A Cell4Food é a única empresa do mundo a desenvolver carne de polvo (entre outras espécies marinhas). O polvo (vulgaris) tem registado quedas de produção com preços crescentes, sendo um animal extremamente inteligente e quase impossível de produzir intensamente em cativeiro (aquacultura). Para além de que Portugal é o maior consumidor per-capita de polvo do mundo e a Europa do Sul o maior importador.
Como referi, em Portugal existe apenas uma empresa de agricultura celular dedicada à alimentação, a Cell4Food, criada em 2022 por um grupo polivalente de cientistas e empreendedores com larga experiência em várias áreas. Há mais duas empresas com atividade em Portugal, uma na área da pele exótica de répteis (para a indústria da moda) e uma empresa de capital alemão dedicada à fermentação de precisão.
Já em 2023, foi criada a CELLAGRI Portugal - Associação Portuguesa para o Desenvolvimento da Agricultura Celular (www.cellagri.pt) e esperamos que muitas outras empresas venham a ser criadas neste dinâmico setor.
José Espírito Santo (à direita) com a equipa da Cell4Food.
O projeto foi apresentado ao mercado na 1°Conferência Internacional de Agricultura Celular, realizada este ano, em Braga. A reação do setor foi muito positiva e criou uma grande expectativa devido essencialmente à escolha do Polvo, uma espécie cefalópode com características neurológicas e biológicas muito diferenciadas.
Estamos a investir no desenvolvimento de outras espécies (peixes e crustáceos), quer para a alimentação humana quer para rações para animais de estimação (setor em forte crescimento, de alto valor acrescentado e com mais rápido acesso ao mercado).
É fundamental. Trata-se de um setor “deep-tech” numa fase de constante inovação em que as redes de partilha de conhecimento são fundamentais. No entanto, o capital tem sido quase exclusivamente privado (capitais de risco), devido à escassez de projetos de investigação com financiamento público que permitam um acesso mais aberto à tecnologia. A Cell4Food apostou fortemente em parcerias com várias universidades e institutos portugueses (IST/IBB, UA/CBA, UM/CBMA).
Independentemente do ponto de vista, o impacto das novas tecnologias nos setores tradicionais é sempre inevitável, e quanto mais cedo houver um trabalho de equipa e colaboração mais rapidamente se poderão adaptar.
De qualquer forma, não podemos esquecer as projeções de crescimento do mercado de proteínas animal a longo prazo. Por muito forte que seja o crescimento da agricultura celular (carne cultivada e fermentação de precisão) e dos produtos de origem vegetal, não vão conseguir acompanhar o crescimento global da procura.

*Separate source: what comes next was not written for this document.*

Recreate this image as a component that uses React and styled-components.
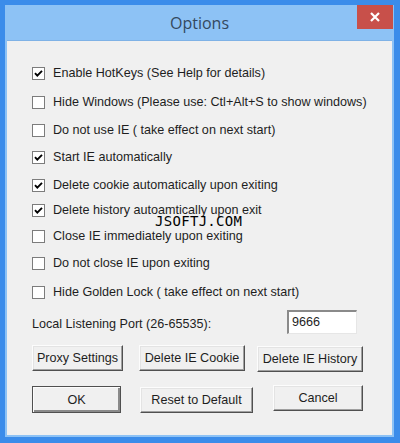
import React from 'react';
import styled, { createGlobalStyle } from 'styled-components';

const GlobalStyle = createGlobalStyle`
	html, body {
		margin: 0;
		padding: 0;
		background: #3b8cea;
	}
`;

const Outer = styled.div`
	width: 400px;
	height: 443px;
	box-sizing: border-box;
	padding: 5px 6px 6px 5px;
	background: #3b8cea;
	display: flex;
`;

const Frame = styled.div`
	flex: 1;
	display: flex;
	flex-direction: column;
	background: #8dc2f5;
	padding: 0 2px 2px 2px;
`;

const TitleBar = styled.div`
	height: 35px;
	display: grid;
	grid-template-columns: 1fr auto 1fr;
	align-items: center;
	border-bottom: 1px solid #7fb2e6;
`;

const Title = styled.div`
	grid-column: 2;
	font-family: 'Open Sans', 'Noto Sans', sans-serif;
	font-size: 16px;
	color: #34495e;
	padding-top: 1px;
`;

const CloseButton = styled.div`
	grid-column: 3;
	justify-self: end;
	align-self: start;
	width: 36px;
	height: 24px;
	margin-right: -1px;
	background: #c8504a;
	display: flex;
	align-items: center;
	justify-content: center;
`;

const Content = styled.div`
	position: relative;
	flex: 1;
	background: #f0f0f0;
	padding: 0 0 0 25px;
	font-family: 'Liberation Sans', Arial, sans-serif;
	font-size: 12.6px;
	color: #1e1e1e;
	display: flex;
	flex-direction: column;
`;

const OptionRow = styled.label`
	display: flex;
	align-items: center;
	height: 16px;
	margin-top: ${p => p.$space}px;
	gap: 8px;
`;

const Box = styled.span`
	width: 11px;
	height: 11px;
	border: 1px solid #7c7c7c;
	background: #fff;
	display: flex;
	align-items: center;
	justify-content: center;
	flex: none;
`;

const PortRow = styled.div`
	display: flex;
	align-items: center;
	margin-top: 9px;
	height: 26px;
`;

const PortLabel = styled.span`
	width: 255px;
	padding-top: 3px;
`;

const PortInput = styled.div`
	width: 61px;
	height: 21px;
	background: #fff;
	border-style: solid;
	border-width: 2px 1px 1px 2px;
	border-color: #8a8a8a #e6e6e6 #e6e6e6 #8a8a8a;
	padding: 0 3px;
	line-height: 21px;
`;

const ButtonRow = styled.div`
	display: flex;
	align-items: flex-start;
	margin-top: ${p => p.$space}px;
`;

const Button = styled.div`
	box-sizing: border-box;
	width: ${p => p.$w}px;
	height: ${p => (p.$default ? 27 : 26)}px;
	margin-top: ${p => p.$dy || 0}px;
	margin-left: ${p => p.$ml || 0}px;
	background: #f0f0f0;
	border: 1px solid;
	border-color: ${p => (p.$default ? '#505050' : '#fcfcfc #505050 #505050 #fcfcfc')};
	box-shadow: ${p =>
		p.$default
			? 'inset 1px 1px 0 #fcfcfc, inset -2px -2px 0 #8a8a8a'
			: 'inset -1px -1px 0 #a0a0a0, inset 1px 1px 0 #e3e3e3'};
	display: flex;
	align-items: center;
	justify-content: center;
	white-space: nowrap;
`;

const Watermark = styled.div`
	position: absolute;
	left: 148px;
	top: 172px;
	font-family: 'DejaVu Sans Mono', 'Liberation Mono', monospace;
	font-size: 14px;
	color: #000;
	letter-spacing: 0.3px;
`;

const options = [
	{ text: 'Enable HotKeys (See Help for details)', checked: true, space: 24 },
	{ text: 'Hide Windows (Please use: Ctl+Alt+S to show windows)', checked: false, space: 13 },
	{ text: 'Do not use IE ( take effect on next start)', checked: false, space: 12 },
	{ text: 'Start IE automatically', checked: true, space: 11 },
	{ text: 'Delete cookie automatically upon exiting', checked: true, space: 12 },
	{ text: 'Delete history autoamtically upon exit', checked: true, space: 9 },
	{ text: 'Close IE immediately upon exiting', checked: false, space: 10 },
	{ text: 'Do not close IE upon exiting', checked: false, space: 11 },
	{ text: 'Hide Golden Lock ( take effect on next start)', checked: false, space: 13 },
];

const Check = () => (
	<svg width="9" height="9" viewBox="0 0 9 9">
		<path d="M1 4.2 L3.3 6.6 L8 1.8" fill="none" stroke="#000" strokeWidth="1.9" />
	</svg>
);

export default function App() {
	return (
		<Outer>
			<GlobalStyle />
			<Frame>
				<TitleBar>
					<Title>Options</Title>
					<CloseButton>
						<svg width="10" height="10" viewBox="0 0 10 10">
							<path d="M1 1 L9 9 M9 1 L1 9" stroke="#fff" strokeWidth="2.2" />
						</svg>
					</CloseButton>
				</TitleBar>
				<Content>
					{options.map(o => (
						<OptionRow key={o.text} $space={o.space}>
							<Box>{o.checked && <Check />}</Box>
							<span>{o.text}</span>
						</OptionRow>
					))}
					<PortRow>
						<PortLabel>Local Listening Port (26-65535):</PortLabel>
						<PortInput>9666</PortInput>
					</PortRow>
					<ButtonRow $space={10}>
						<Button $w={91}>Proxy Settings</Button>
						<Button $w={106} $ml={16}>Delete IE Cookie</Button>
						<Button $w={106} $ml={12} $dy={1}>Delete IE History</Button>
					</ButtonRow>
					<ButtonRow $space={14}>
						<Button $w={89} $default>OK</Button>
						<Button $w={113} $ml={19} $dy={1}>Reset to Default</Button>
						<Button $w={90} $ml={20} $dy={-1}>Cancel</Button>
					</ButtonRow>
					<Watermark>JSOFTJ.COM</Watermark>
				</Content>
			</Frame>
		</Outer>
	);
}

O que significa que, muito provavelmente, haverá mais produção de proteína animal tradicional em 2050 do que hoje!
A existirem encerramentos em escala, e tal só acontecerá a muito longo prazo, será uma consequência do mercado (consumidores) que optará gradualmente por produtos mais saudáveis, sustentáveis e éticos. Um exemplo mais critico é a crise crescente no setor dos lacticínios, que deverá perder uma grande parte do seu mercado na próxima década para produtos alternativos ao leite (iogurte e queijos) feitos com recurso à fermentação de precisão.
Como será um processo muito lento, poderão ocorrer perdas graduais de postos de trabalho na agricultura tradicional, ao mesmo tempo que serão criados novos empregos nas indústrias emergentes da biotecnologia (com mais valor acrescentado). Mas o saldo final não tem que ser negativo, seguramente terá valor acrescentado.

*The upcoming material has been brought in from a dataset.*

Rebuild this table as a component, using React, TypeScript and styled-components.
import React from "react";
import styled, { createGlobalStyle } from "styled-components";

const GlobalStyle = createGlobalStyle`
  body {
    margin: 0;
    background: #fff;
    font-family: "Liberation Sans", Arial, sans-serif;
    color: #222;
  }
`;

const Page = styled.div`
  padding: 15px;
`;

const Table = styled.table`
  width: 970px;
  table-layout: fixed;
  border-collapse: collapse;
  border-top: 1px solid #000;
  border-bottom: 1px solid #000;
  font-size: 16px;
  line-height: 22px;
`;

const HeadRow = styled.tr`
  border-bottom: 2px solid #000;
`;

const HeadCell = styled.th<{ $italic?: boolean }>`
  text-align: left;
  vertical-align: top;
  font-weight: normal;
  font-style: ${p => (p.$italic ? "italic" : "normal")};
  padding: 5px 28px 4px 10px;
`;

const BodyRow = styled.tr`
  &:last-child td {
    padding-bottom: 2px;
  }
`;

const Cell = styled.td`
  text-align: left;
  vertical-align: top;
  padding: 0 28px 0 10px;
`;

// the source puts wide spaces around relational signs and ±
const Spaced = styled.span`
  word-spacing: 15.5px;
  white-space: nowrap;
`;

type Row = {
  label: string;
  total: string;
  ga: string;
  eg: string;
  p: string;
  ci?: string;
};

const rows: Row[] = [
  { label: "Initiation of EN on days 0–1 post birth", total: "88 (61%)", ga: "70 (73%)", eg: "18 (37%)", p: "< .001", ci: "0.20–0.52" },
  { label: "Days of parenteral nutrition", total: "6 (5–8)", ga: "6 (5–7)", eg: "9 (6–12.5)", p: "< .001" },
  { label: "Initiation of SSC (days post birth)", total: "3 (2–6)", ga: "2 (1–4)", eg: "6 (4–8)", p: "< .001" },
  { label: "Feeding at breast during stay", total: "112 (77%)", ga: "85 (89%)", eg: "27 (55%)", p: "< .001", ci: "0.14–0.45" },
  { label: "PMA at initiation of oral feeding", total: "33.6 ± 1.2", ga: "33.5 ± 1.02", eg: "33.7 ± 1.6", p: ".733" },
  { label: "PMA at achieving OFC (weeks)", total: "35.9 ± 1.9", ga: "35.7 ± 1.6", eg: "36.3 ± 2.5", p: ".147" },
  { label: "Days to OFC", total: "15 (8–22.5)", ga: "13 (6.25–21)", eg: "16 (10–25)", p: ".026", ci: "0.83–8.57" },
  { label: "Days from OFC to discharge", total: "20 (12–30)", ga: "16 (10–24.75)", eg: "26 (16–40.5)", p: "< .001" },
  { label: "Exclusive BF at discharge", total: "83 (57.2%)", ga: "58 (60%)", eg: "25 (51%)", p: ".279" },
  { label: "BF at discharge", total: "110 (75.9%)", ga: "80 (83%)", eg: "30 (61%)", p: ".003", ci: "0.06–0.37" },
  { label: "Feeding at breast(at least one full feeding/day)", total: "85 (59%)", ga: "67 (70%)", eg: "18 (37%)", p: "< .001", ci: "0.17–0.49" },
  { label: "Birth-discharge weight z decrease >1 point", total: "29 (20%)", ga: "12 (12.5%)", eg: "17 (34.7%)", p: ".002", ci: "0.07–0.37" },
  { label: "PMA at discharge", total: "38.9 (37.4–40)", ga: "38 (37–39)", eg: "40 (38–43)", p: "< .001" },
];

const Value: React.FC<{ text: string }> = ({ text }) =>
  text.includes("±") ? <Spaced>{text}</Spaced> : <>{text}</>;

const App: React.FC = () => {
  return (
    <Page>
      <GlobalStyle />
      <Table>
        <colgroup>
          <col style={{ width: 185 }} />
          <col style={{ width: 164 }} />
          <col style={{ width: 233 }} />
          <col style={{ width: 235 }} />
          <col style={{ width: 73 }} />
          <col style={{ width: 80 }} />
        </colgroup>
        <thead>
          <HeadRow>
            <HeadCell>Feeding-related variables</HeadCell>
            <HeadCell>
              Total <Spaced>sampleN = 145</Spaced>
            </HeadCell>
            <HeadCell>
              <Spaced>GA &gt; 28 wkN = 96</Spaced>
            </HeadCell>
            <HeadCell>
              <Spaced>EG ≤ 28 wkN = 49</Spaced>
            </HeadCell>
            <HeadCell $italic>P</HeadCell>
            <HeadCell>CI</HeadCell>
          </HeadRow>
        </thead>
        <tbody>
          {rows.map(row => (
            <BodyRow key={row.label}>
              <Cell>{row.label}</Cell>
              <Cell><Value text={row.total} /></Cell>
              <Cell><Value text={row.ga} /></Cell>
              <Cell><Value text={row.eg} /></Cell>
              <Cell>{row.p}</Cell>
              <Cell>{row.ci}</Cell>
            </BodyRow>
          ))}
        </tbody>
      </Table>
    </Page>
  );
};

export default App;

Acreditamos que exista uma subida de preços médios mais acelerada nos produtos de origem tradicional devido às crescentes exigências qualitativas, sanitárias e éticas, assim como eventuais “impostos verdes”. O produto tradicional genuíno, de origem certificada e de elevada qualidade tenderá a ser considerado um produto cada vez mais raro e caro no mercado (de luxo a longo prazo).
Ao mesmo tempo, devido à rápida inovação tecnológica, a redução de custos de produção na carne cultivada tem sido dramática (os custos caem a um ritmo superior ao que assistimos noutras inovações tecnológicas como nos microprocessadores, nos painéis solares ou na genética). Quando se passar para a fase de scale-up (food-grade), a escala industrial alimentar permitirá atingir ganhos de produtividade ainda maiores, podendo facilmente atingir custos muito inferiores aos produtos tradicionais de espécies mais caras ou raras.
Acreditamos que a paridade possa ser genericamente atingida na próxima década.
É uma pergunta muito difícil, mas apostaria que em duas ou três gerações (cinquenta a 75 anos), a produção de carne com células cultivadas ultrapasse a produção tradicional. Vários estudos recentes de consultoras internacionais apontam para um objetivo muito ambicioso de 25% a 35% de quota já em 2050.